Rapid water table fluctuations within the beach face: Implications for swash zone sediment mobility?

Abstract

To incorporate groundwater infiltration/exfiltration in the description of swash zone sediment transport, it is required that the details of groundwater dynamics within the beach face be clarified. Field measurements of the vertical pore-pressure structure within the bed identify capillarity effects as the primary mechanism driving rapid and relatively large magnitude water table fluctuations within the swash zone. When the upper extent of the fully saturated capillary fringe coincides with the beach face surface, wave runup produces near-instantaneous increase in pore-pressures across the capillary fringe, corresponding to a rapid rise of the phreatic surface (i.e. the surface where pore-pressure = atmospheric pressure) to the sand surface. Therefore, counter to previous conclusions in the literature, the rapid rise and fall of the water table under the swash zone do not equate to regions of the beach face alternating between states that favor sediment deposition (unsaturated) and erosion (saturated). Similar reports that rapid fluctuations of the water table within the beach face correspond to rapid rates of vertical flow and hence bed fluidization, are also a misinterpretation.
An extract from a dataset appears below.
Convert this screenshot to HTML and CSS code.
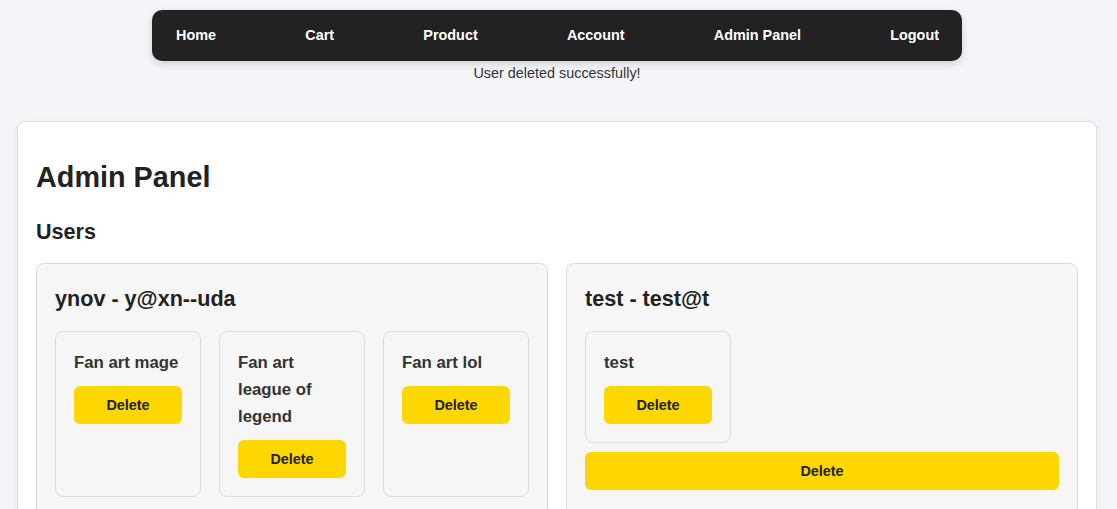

Field measurements, and a careful consideration of saturation and pore-pressure characteristics within the beach face, demonstrate that rapid water table rise is associated with minute (downwards) swash infiltration, rather than rapid (upwards) groundwater exfiltration. The cause of the pressure fluctuations and phreatic surface oscillations is the alternating appearance and disappearance of meniscuses at the sand surface, which generate pressure head fluctuations of decimeters due to the addition of millimeters of water.